## Exercise
Retype, exactly as they stand, the lines from the start of the data to the line that contains "import React from 'react';", both ends included. Leave the pictures out.

## Provided material
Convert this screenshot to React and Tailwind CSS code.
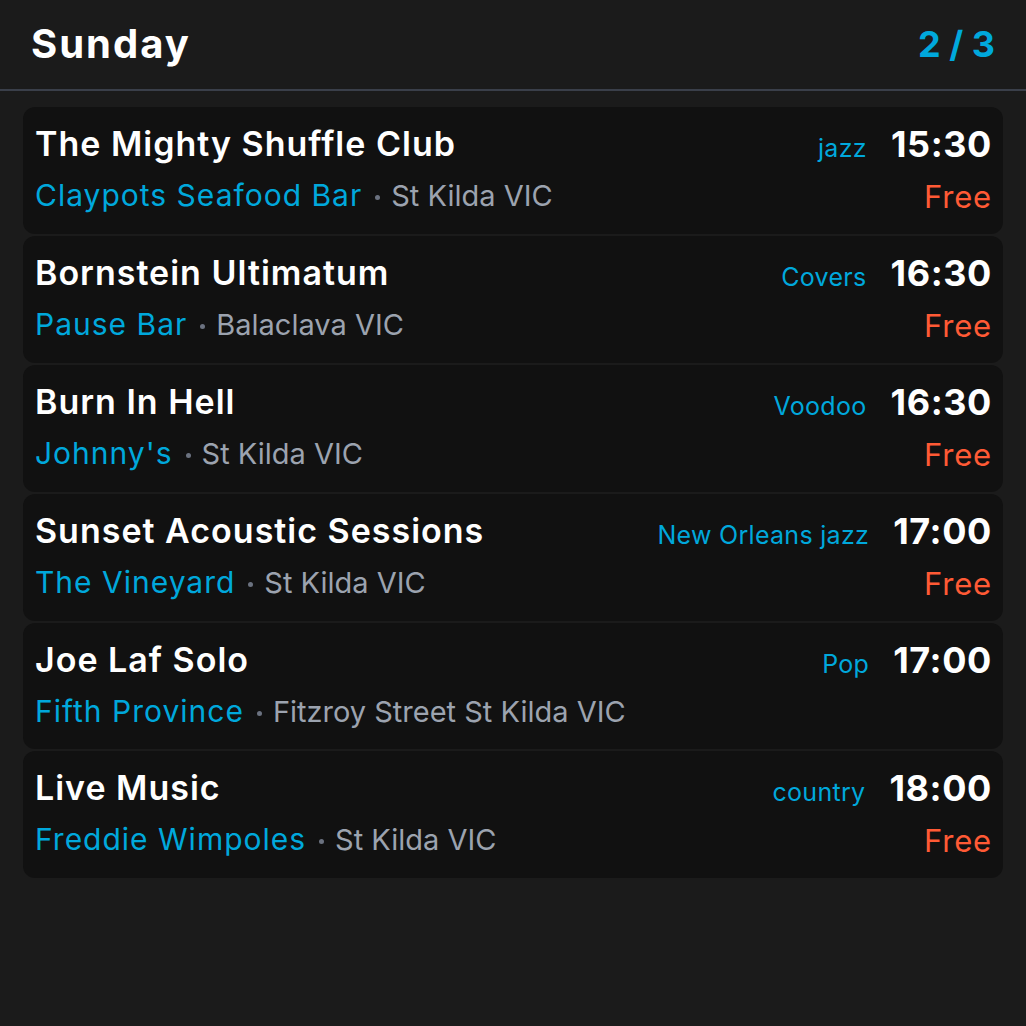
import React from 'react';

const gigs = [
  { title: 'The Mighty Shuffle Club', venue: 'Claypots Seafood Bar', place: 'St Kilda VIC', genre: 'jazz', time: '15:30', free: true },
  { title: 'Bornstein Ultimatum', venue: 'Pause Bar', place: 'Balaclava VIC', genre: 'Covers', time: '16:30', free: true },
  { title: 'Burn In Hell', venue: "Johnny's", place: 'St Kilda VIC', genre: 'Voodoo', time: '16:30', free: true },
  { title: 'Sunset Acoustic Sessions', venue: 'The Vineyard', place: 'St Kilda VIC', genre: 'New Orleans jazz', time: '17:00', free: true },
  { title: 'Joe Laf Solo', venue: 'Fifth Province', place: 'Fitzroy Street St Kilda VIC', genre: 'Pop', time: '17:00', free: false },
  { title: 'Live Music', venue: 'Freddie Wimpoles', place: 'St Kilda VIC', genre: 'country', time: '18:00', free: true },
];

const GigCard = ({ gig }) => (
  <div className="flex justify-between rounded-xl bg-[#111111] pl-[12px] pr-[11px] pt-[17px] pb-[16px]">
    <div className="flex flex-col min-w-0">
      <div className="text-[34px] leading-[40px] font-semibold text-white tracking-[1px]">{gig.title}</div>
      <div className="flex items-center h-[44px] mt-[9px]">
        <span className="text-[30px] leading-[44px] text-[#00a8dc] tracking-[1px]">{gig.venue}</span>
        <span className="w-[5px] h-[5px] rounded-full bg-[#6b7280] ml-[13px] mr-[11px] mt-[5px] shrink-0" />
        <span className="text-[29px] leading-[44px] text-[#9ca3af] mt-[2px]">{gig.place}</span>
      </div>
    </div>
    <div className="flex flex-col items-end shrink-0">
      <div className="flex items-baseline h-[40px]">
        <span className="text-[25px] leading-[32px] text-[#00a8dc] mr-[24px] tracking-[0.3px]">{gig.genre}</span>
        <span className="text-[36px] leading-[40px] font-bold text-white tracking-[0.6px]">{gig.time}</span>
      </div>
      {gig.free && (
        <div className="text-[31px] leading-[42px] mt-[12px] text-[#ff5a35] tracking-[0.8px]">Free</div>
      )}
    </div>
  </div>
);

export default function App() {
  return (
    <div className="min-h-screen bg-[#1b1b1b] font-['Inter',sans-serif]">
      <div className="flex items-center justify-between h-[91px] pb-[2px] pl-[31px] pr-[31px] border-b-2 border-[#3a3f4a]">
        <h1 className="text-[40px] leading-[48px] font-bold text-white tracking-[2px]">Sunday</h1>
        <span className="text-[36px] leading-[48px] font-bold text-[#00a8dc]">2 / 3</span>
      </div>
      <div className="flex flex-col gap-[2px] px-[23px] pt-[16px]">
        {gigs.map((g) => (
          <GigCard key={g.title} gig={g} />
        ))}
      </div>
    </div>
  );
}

## Task answer
Convert this screenshot to React and Tailwind CSS code.
import React from 'react';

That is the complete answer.